[PATCH] convert braced initializers to strings (PR 71625)

Jason Merrill jason@redhat.com
Tue Aug 7 08:58:00 GMT 2018


On Wed, Aug 1, 2018 at 12:49 AM, Martin Sebor <msebor@gmail.com> wrote:
> On 07/31/2018 07:38 AM, Jason Merrill wrote:
>>
>> On Tue, Jul 31, 2018 at 9:51 AM, Martin Sebor <msebor@gmail.com> wrote:
>>>
>>> The middle-end contains code to determine the lengths of constant
>>> character arrays initialized by string literals.  The code is used
>>> in a number of optimizations and warnings.
>>>
>>> However, the code is unable to deal with constant arrays initialized
>>> using the braced initializer syntax, as in
>>>
>>>   const char a[] = { '1', '2', '\0' };
>>>
>>> The attached patch extends the C and C++ front-ends to convert such
>>> initializers into a STRING_CST form.
>>>
>>> The goal of this work is to both enable existing optimizations for
>>> such arrays, and to help detect bugs due to using non-nul terminated
>>> arrays where nul-terminated strings are expected.  The latter is
>>> an extension of the GCC 8 _Wstringop-overflow and
>>> -Wstringop-truncation warnings that help detect or prevent reading
>>> past the end of dynamically created character arrays.  Future work
>>> includes detecting potential past-the-end reads from uninitialized
>>> local character arrays.
>>
>>
>>>   && TYPE_MAIN_VARIANT (TREE_TYPE (valtype)) == char_type_node)
>>
>>
>> Why? Don't we want this for other character types as well?
>
> It suppresses narrowing warnings for things like
>
>   signed char a[] = { 0xff };
>
> (there are a couple of tests that exercise this).

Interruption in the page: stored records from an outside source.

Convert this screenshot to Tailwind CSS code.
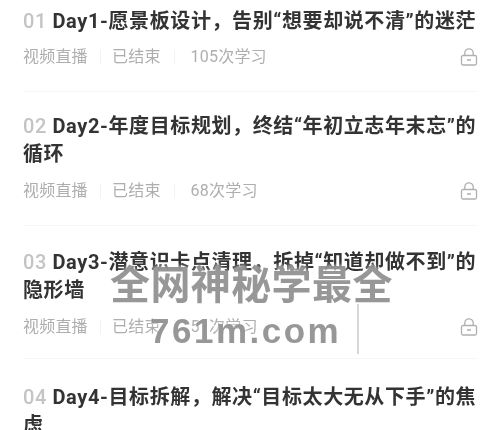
<!DOCTYPE html>
<html lang="zh-CN">
<head>
  <meta charset="UTF-8">
  <title>课程列表</title>
  <script src="https://cdn.jsdelivr.net/npm/@tailwindcss/browser@4"></script>
</head>
<body class="bg-white font-['Roboto','Noto_Sans_CJK_SC',sans-serif]">
  <div class="relative w-[500px] h-[430px] overflow-hidden">
    <div class="px-[23px] blur-[0.6px]">

      <!-- Day 1 -->
      <div class="pt-[7px] h-[92px] border-b border-[#f6f6f6]">
        <h3 class="text-[20px] tracking-[0.6px] leading-[28px] font-bold text-[#333] whitespace-nowrap"><span class="text-[#c4c4c4] font-medium">01</span> Day1-愿景板设计，告别“想要却说不清”的迷茫</h3>
        <div class="mt-[8px] flex items-center text-[16px] tracking-[0.2px] leading-[28px] text-[#aeaeae]">
          <span class="w-[65px] whitespace-nowrap">视频直播</span>
          <span class="ml-[12px] w-px h-[14px] bg-[#f3f3f3]"></span>
          <span class="ml-[11px]">已结束</span>
          <span class="ml-[13px] w-px h-[14px] bg-[#f3f3f3]"></span>
          <span class="ml-[16px]">105次学习</span>
          <svg class="ml-auto mr-[-1px]" width="18" height="18" viewBox="0 0 18 18" fill="none" stroke="#b0b0b0" stroke-width="1.3"><rect x="1.5" y="7.5" width="15" height="9.5" rx="1.5"/><path d="M4.8 7.5V5a4.2 4.2 0 0 1 8.4 0v2.5M7 12h4"/></svg>
        </div>
      </div>

      <!-- Day 2 -->
      <div class="pt-[20px] h-[134px] border-b border-[#f6f6f6]">
        <h3 class="text-[20px] tracking-[0.6px] leading-[28px] font-bold text-[#333]"><span class="text-[#c4c4c4] font-medium">02</span> Day2-年度目标规划，终结“年初立志年末忘”的循环</h3>
        <div class="mt-[9px] flex items-center text-[16px] tracking-[0.2px] leading-[28px] text-[#aeaeae]">
          <span class="w-[65px] whitespace-nowrap">视频直播</span>
          <span class="ml-[12px] w-px h-[14px] bg-[#f3f3f3]"></span>
          <span class="ml-[11px]">已结束</span>
          <span class="ml-[13px] w-px h-[14px] bg-[#f3f3f3]"></span>
          <span class="ml-[16px]">68次学习</span>
          <svg class="ml-auto mr-[-1px]" width="18" height="18" viewBox="0 0 18 18" fill="none" stroke="#b0b0b0" stroke-width="1.3"><rect x="1.5" y="7.5" width="15" height="9.5" rx="1.5"/><path d="M4.8 7.5V5a4.2 4.2 0 0 1 8.4 0v2.5M7 12h4"/></svg>
        </div>
      </div>

      <!-- Day 3 -->
      <div class="pt-[22px] h-[133px] border-b border-[#f6f6f6]">
        <h3 class="text-[20px] tracking-[0.6px] leading-[28px] font-bold text-[#333]"><span class="text-[#c4c4c4] font-medium">03</span> Day3-潜意识卡点清理，拆掉“知道却做不到”的隐形墙</h3>
        <div class="mt-[9px] flex items-center text-[16px] tracking-[0.2px] leading-[28px] text-[#aeaeae]">
          <span class="w-[65px] whitespace-nowrap">视频直播</span>
          <span class="ml-[12px] w-px h-[14px] bg-[#f3f3f3]"></span>
          <span class="ml-[11px]">已结束</span>
          <span class="ml-[13px] w-px h-[14px] bg-[#f3f3f3]"></span>
          <span class="ml-[16px]">51次学习</span>
          <svg class="ml-auto mr-[-1px]" width="18" height="18" viewBox="0 0 18 18" fill="none" stroke="#b0b0b0" stroke-width="1.3"><rect x="1.5" y="7.5" width="15" height="9.5" rx="1.5"/><path d="M4.8 7.5V5a4.2 4.2 0 0 1 8.4 0v2.5M7 12h4"/></svg>
        </div>
      </div>

      <!-- Day 4 -->
      <div class="pt-[24px]">
        <h3 class="text-[20px] tracking-[0.6px] leading-[28px] font-bold text-[#333]"><span class="text-[#c4c4c4] font-medium">04</span> Day4-目标拆解，解决“目标太大无从下手”的焦虑</h3>
      </div>
    </div>

    <!-- watermark -->
    <div class="absolute left-[110px] top-[262px] text-[40px] tracking-[0.4px] leading-[48px] font-bold text-[#8c8c8c]/90 whitespace-nowrap blur-[0.7px] [text-shadow:0_0_4px_white]">全网神秘学最全</div>
    <div class="absolute left-[150px] top-[310px] text-[35px] leading-[42px] font-bold tracking-[2.5px] text-[#8c8c8c]/90 whitespace-nowrap font-['Liberation_Sans',sans-serif] blur-[0.7px] [text-shadow:0_0_4px_white]">761m.com</div>
    <div class="absolute left-[357px] top-[304px] w-[2px] h-[50px] bg-[#d8d8d8]"></div>
  </div>
</body>
</html>
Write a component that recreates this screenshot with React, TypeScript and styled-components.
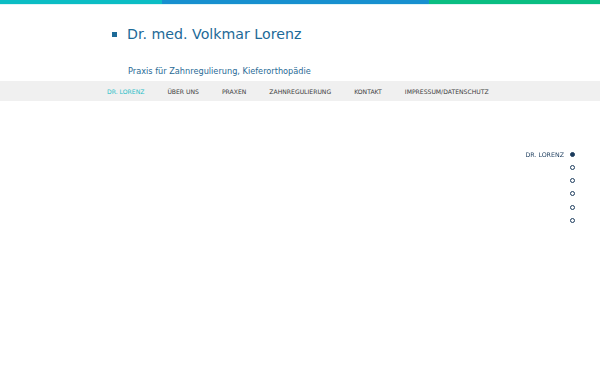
import styled, { createGlobalStyle } from "styled-components";

const Global = createGlobalStyle`
  html, body {
    margin: 0;
    padding: 0;
    background: #ffffff;
    font-family: "DejaVu Sans", Verdana, sans-serif;
  }
`

const Stripe = styled.div`
  display: flex;
  height: 4px;
  border-bottom: 1px solid #dff4f6;
`

const StripePart = styled.div<{ $color: string; $w: string }>`
  background: ${p => p.$color};
  flex: 0 0 ${p => p.$w};
`

const Header = styled.header`
  padding: 18px 0 0 112px;
  height: 76px;
  box-sizing: border-box;
`

const TitleRow = styled.div`
  display: flex;
  align-items: center;
  gap: 10px;
`

const Bullet = styled.span`
  width: 5px;
  height: 5px;
  background: #1d6a98;
`

const Title = styled.h1`
  margin: 0;
  font-size: 14.2px;
  font-weight: 400;
  color: #1d6a98;
  line-height: 22px;
`

const Sub = styled.p`
  margin: 21px 0 0 16px;
  font-size: 8.2px;
  color: #2a6b96;
`

const Nav = styled.nav`
  display: flex;
  align-items: center;
  height: 20px;
  background: #f0f0f0;
  padding-left: 107px;
  gap: 23px;
`

const NavItem = styled.a<{ $active?: boolean }>`
  font-size: 6.1px;
  text-transform: uppercase;
  color: ${p => (p.$active ? "#2bbfc8" : "#3c3c3c")};
  text-decoration: none;
`

const Side = styled.ul`
  position: fixed;
  right: 25px;
  top: 149px;
  margin: 0;
  padding: 0;
  list-style: none;
  display: flex;
  flex-direction: column;
  align-items: flex-end;
  gap: 3.3px;
`

const SideItem = styled.li`
  display: flex;
  align-items: center;
  gap: 6px;
  height: 10px;
`

const SideLabel = styled.span`
  font-size: 6.3px;
  color: #1b3b5c;
`

const Dot = styled.span<{ $on?: boolean }>`
  width: 5px;
  height: 5px;
  border-radius: 50%;
  box-sizing: border-box;
  border: 1px solid #1b3b5c;
  background: ${p => (p.$on ? "#1b3b5c" : "#ffffff")};
`

const links = ["Dr. Lorenz", "Über uns", "Praxen", "Zahnregulierung", "Kontakt", "Impressum/Datenschutz"];

export default function App() {
  return (
    <>
      <Global />
      <Stripe>
        <StripePart $color="#0bbdc4" $w="162px" />
        <StripePart $color="#1890cf" $w="267px" />
        <StripePart $color="#0abe82" $w="171px" />
      </Stripe>
      <Header>
        <TitleRow>
          <Bullet />
          <Title>Dr. med. Volkmar Lorenz</Title>
        </TitleRow>
        <Sub>Praxis für Zahnregulierung, Kieferorthopädie</Sub>
      </Header>
      <Nav>
        {links.map((l, i) => (
          <NavItem key={l} href="#" $active={i === 0}>{l}</NavItem>
        ))}
      </Nav>
      <Side>
        {[0, 1, 2, 3, 4, 5].map(i => (
          <SideItem key={i}>
            {i === 0 && <SideLabel>DR. LORENZ</SideLabel>}
            <Dot $on={i === 0} />
          </SideItem>
        ))}
      </Side>
    </>
  );
}
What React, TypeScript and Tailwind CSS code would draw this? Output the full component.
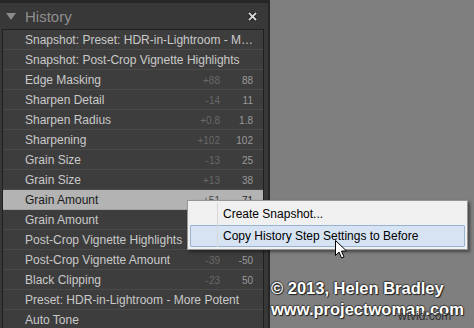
import React from 'react';

type Step = { label: string; delta?: string; value?: string; selected?: boolean };

const steps: Step[] = [
  { label: 'Snapshot: Preset: HDR-in-Lightroom - More Potent' },
  { label: 'Snapshot: Post-Crop Vignette Highlights' },
  { label: 'Edge Masking', delta: '+88', value: '88' },
  { label: 'Sharpen Detail', delta: '-14', value: '11' },
  { label: 'Sharpen Radius', delta: '+0.8', value: '1.8' },
  { label: 'Sharpening', delta: '+102', value: '102' },
  { label: 'Grain Size', delta: '-13', value: '25' },
  { label: 'Grain Size', delta: '+13', value: '38' },
  { label: 'Grain Amount', delta: '+51', value: '71', selected: true },
  { label: 'Grain Amount' },
  { label: 'Post-Crop Vignette Highlights' },
  { label: 'Post-Crop Vignette Amount', delta: '-39', value: '-50' },
  { label: 'Black Clipping', delta: '-23', value: '50' },
  { label: 'Preset: HDR-in-Lightroom - More Potent' },
  { label: 'Auto Tone' },
];

const ui = { fontFamily: '"Liberation Sans", Arial, sans-serif' };
const mark = { fontFamily: '"Liberation Sans", Arial, sans-serif', textShadow: '1px 1px 1px #1e1e1e, -1px 0 1px #3a3a3a, 0 -1px 1px #3a3a3a' };

const HistoryRow: React.FC<{ step: Step }> = ({ step }) => (
  <div
    className={`h-[20px] shrink-0 flex items-center pl-[22px] pr-[10px] border-b ${
      step.selected ? 'bg-[#b3b3b3] border-[#a3a3a3] text-[#1c1c1c]' : 'bg-[#3d3d3d] border-[#4a4a4a] text-[#c9c9c9]'
    }`}
  >
    <span className="flex-1 truncate text-[12px] leading-[14px] pt-[1px] pr-[2px] -mr-[6px]">{step.label}</span>
    {step.delta && (
      <>
        <span className={`w-[46px] text-right text-[10px] pt-[1px] ${step.selected ? 'text-[#4a4a4a]' : 'text-[#686868]'}`}>{step.delta}</span>
        <span className={`w-[33px] text-right text-[10px] pt-[1px] ${step.selected ? 'text-[#2a2a2a]' : 'text-[#9a9a9a]'}`}>{step.value}</span>
      </>
    )}
  </div>
);

export default function App() {
  return (
    <div className="relative w-[474px] h-[328px] overflow-hidden flex bg-[#7f7f7f]" style={ui}>
      {/* history panel */}
      <div className="w-[270px] h-full flex flex-col bg-[#383838] border-r-2 border-[#262626]">
        <div className="h-[3px] bg-[#272727] shrink-0" />
        <div className="h-[26px] shrink-0 flex items-center pl-[6px] pr-[11px]">
          <svg width="10" height="7" viewBox="0 0 10 7" className="mt-[1px]">
            <polygon points="0,0 10,0 5,7" fill="#8a8a8a" />
          </svg>
          <span className="ml-[9px] text-[15px] leading-none text-[#8f8f8f]">History</span>
          <svg width="9" height="9" viewBox="0 0 9 9" className="ml-auto">
            <path d="M1.5 1.5 L7.5 7.5 M7.5 1.5 L1.5 7.5" stroke="#1a1a1a" strokeWidth="3.6" strokeLinecap="square" />
            <path d="M1.5 1.5 L7.5 7.5 M7.5 1.5 L1.5 7.5" stroke="#d8d8d8" strokeWidth="1.8" strokeLinecap="square" />
          </svg>
        </div>
        <div className="ml-[2px] mr-[4px] flex-1 flex flex-col border-l border-t border-r border-[#202020] overflow-hidden">
          {steps.map((s, i) => (
            <HistoryRow key={i} step={s} />
          ))}
        </div>
      </div>

      {/* watermark */}
      <div className="flex-1 flex flex-col justify-end pl-[1px] pb-[8px] relative">
        <div className="text-[16.5px] font-bold leading-[21px] text-white" style={mark}>
          © 2013, Helen Bradley
        </div>
        <div className="text-[16.5px] font-bold leading-[21px] text-white" style={mark}>
          www.projectwoman.com
        </div>
        <div className="absolute left-[128px] bottom-[5px] text-[12px] leading-[14px] text-[#333]">
          wtvid.com
        </div>
      </div>

      {/* context menu */}
      <div className="absolute left-[187px] top-[200px] w-[281px] h-[50px] bg-[#f0f0f0] border border-[#979797] shadow-[2px_2px_3px_rgba(0,0,0,0.45)] p-[2px] flex flex-col text-[12px] text-black">
        <div className="absolute left-[29px] top-[2px] bottom-[2px] w-px bg-[#d7d7d7]" />
        <div className="h-[22px] flex items-center pl-[33px]">Create Snapshot...</div>
        <div className="h-[22px] flex items-center pl-[32px] bg-[#d5e3f3] border border-[#99b4d1] rounded-[1px]">Copy History Step Settings to Before</div>
      </div>

      {/* cursor */}
      <svg className="absolute left-[335px] top-[240px]" width="13" height="20" viewBox="0 0 13 20">
        <path d="M0.5 0.5 L0.5 15.5 L4 12 L6.5 18 L9 17 L6.5 11 L11.5 11 Z" fill="white" stroke="black" strokeWidth="1" strokeLinejoin="round" />
      </svg>
    </div>
  );
}
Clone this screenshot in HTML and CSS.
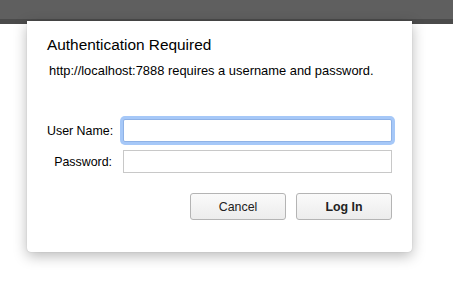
FILE: index.html
```html
<!DOCTYPE html>
<html>
<head>
    <title>Authentication Required</title>
    <link rel="stylesheet" href="styles.css">
</head>
<body>
    <div class="toolbar"></div>
    <div class="dialog">
        <h1 class="dialog-title">Authentication Required</h1>
        <p class="dialog-message">http://localhost:7888 requires a username and password.</p>
        <form class="login-form">
            <div class="field">
                <label for="username">User Name:</label>
                <input type="text" id="username" class="focused">
            </div>
            <div class="field">
                <label for="password">Password:</label>
                <input type="password" id="password">
            </div>
            <div class="actions">
                <button type="button" class="button">Cancel</button>
                <button type="submit" class="button default">Log In</button>
            </div>
        </form>
    </div>
</body>
</html>
```

FILE: styles.css
```css
body {
    font-family: "Liberation Sans", Arial, sans-serif;
    background-color: #fff;
    margin: 0;
    padding: 0;
    color: #000;
}
.toolbar {
    height: 19px;
    background-color: #5f5f5f;
    border-bottom: 5px solid #4b4b4b;
}
.dialog {
    position: absolute;
    left: 27px;
    top: 21px;
    width: 385px;
    height: 231px;
    box-sizing: border-box;
    padding: 15px 20px 0 20px;
    background-color: #fff;
    border-radius: 0 0 4px 4px;
    box-shadow: 0 4px 14px rgba(0, 0, 0, 0.28), 0 0 1px rgba(0, 0, 0, 0.25);
}
.dialog-title {
    font-size: 15.4px;
    font-weight: normal;
    margin: 0;
    line-height: 18px;
}
.dialog-message {
    font-size: 12.9px;
    margin: 9px 0 0 2px;
    line-height: 15px;
}
.login-form {
    margin-top: 41px;
}
.field {
    display: flex;
    align-items: center;
    margin-bottom: 8px;
}
.field label {
    width: 65px;
    flex-shrink: 0;
    text-align: right;
    font-size: 12.4px;
    margin-right: 11px;
    white-space: nowrap;
}
.field input {
    width: 269px;
    height: 23px;
    box-sizing: border-box;
    border: 1px solid #c8c8c8;
    margin: 0;
    padding: 2px 4px;
    font-size: 12px;
    outline: none;
}
.field input.focused {
    border-color: #8fb2e6;
    box-shadow: 0 0 0 3px #a6c8f8;
    border-radius: 2px;
}
.actions {
    display: flex;
    justify-content: flex-end;
    gap: 10px;
    margin-top: 20px;
}
.button {
    width: 96px;
    height: 27px;
    font-family: "Liberation Sans", Arial, sans-serif;
    font-size: 12.4px;
    color: #222;
    background: linear-gradient(#fafafa, #ececec);
    border: 1px solid #b4b4b4;
    border-radius: 3px;
}
.button.default {
    font-weight: bold;
}
```
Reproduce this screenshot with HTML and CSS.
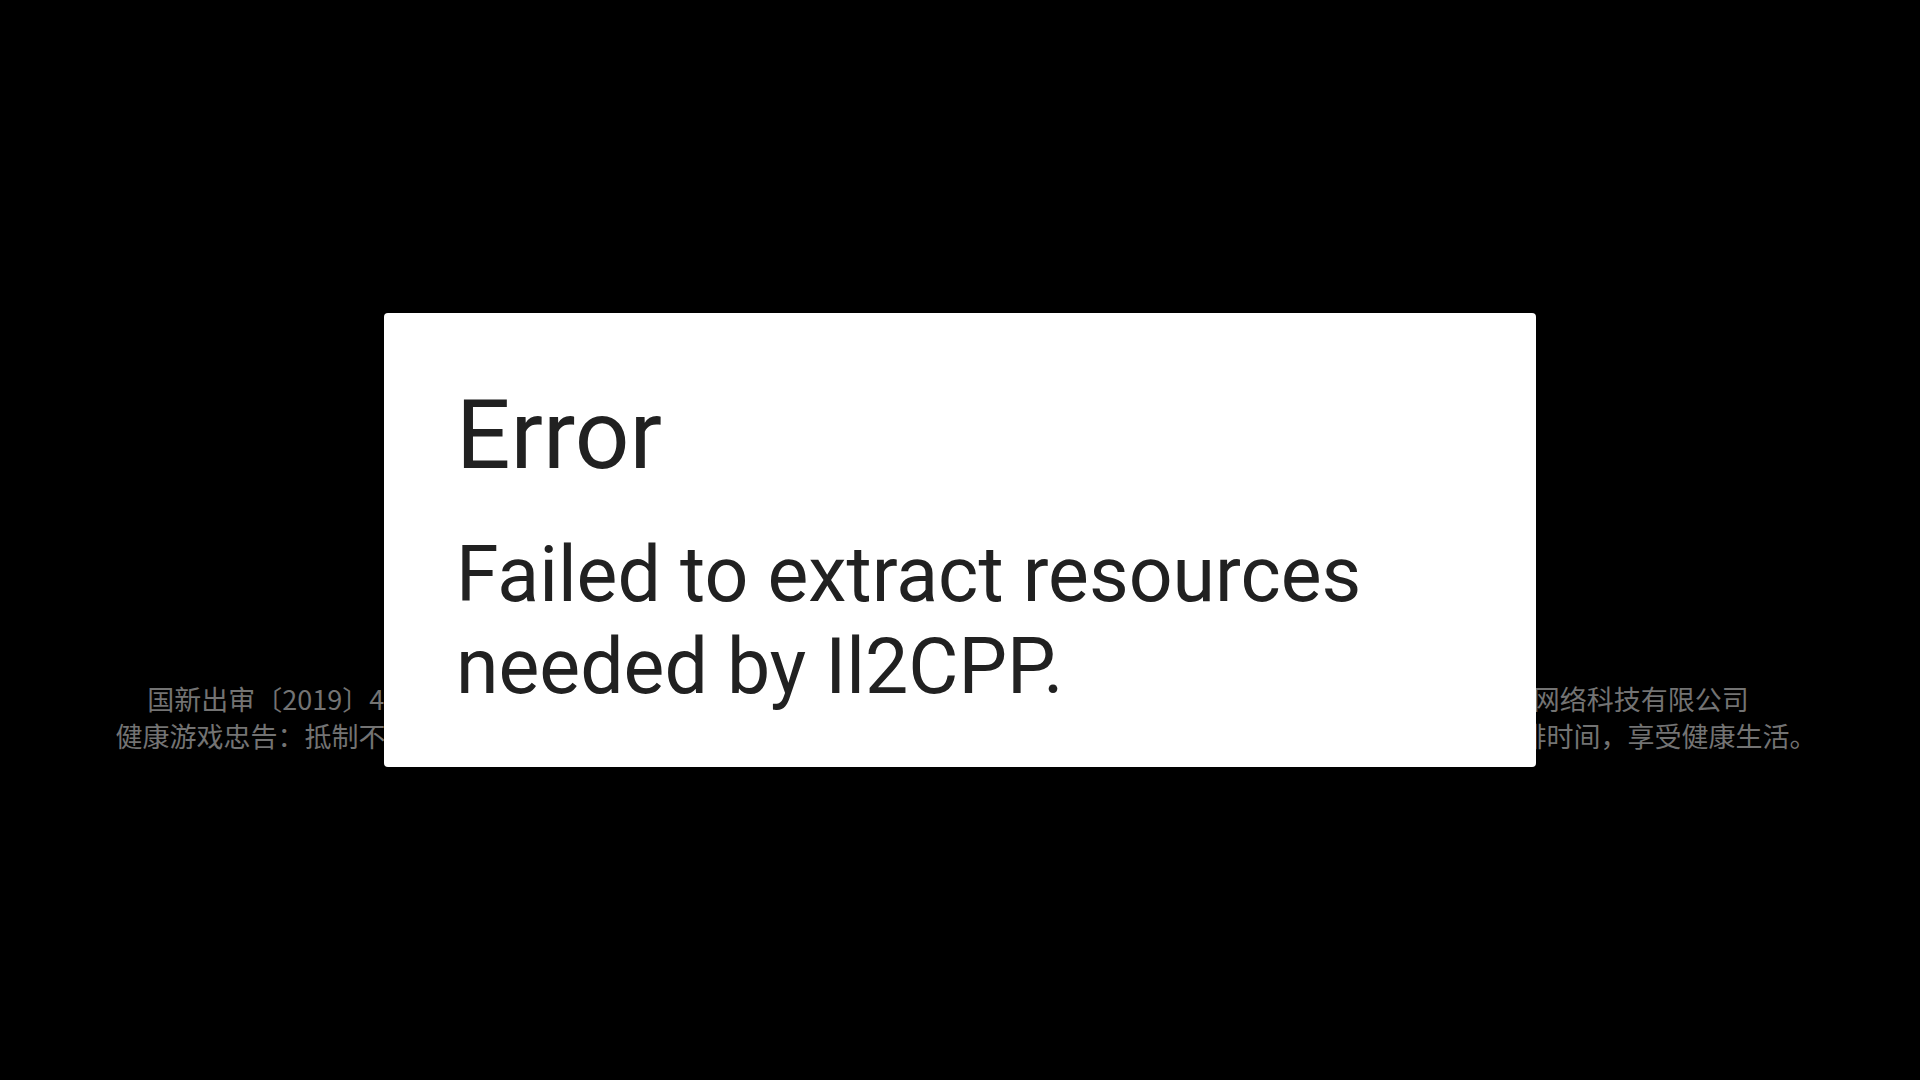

Why is plain char different in this respect?  Presumably one of

char a[] = { -1 };
char b[] = { 0xff };

should give the same narrowing warning, depending on whether char is signed.

> At the same time, STRING_CST is supposed to be able to represent
> strings of any integer type so there should be a way to make it
> work.  On the flip side, recent discussions of changes in this
> area suggest there may be bugs in the wide character handling of
> STRING_CST so those would need to be fixed before relying on it
> for robust support.
>
> In any case, if you have a suggestion for how to make it work for
> at least the narrow character types I'll adjust the patch.

I suppose braced_list_to_string should call check_narrowing for C++.

Currently it uses tree_fits_shwi_p (signed host_wide_int) and then
stores the extracted value in a host unsigned int, which is then
converted to host char.  Does the right thing happen for -fsigned-char
or targets with a different character set?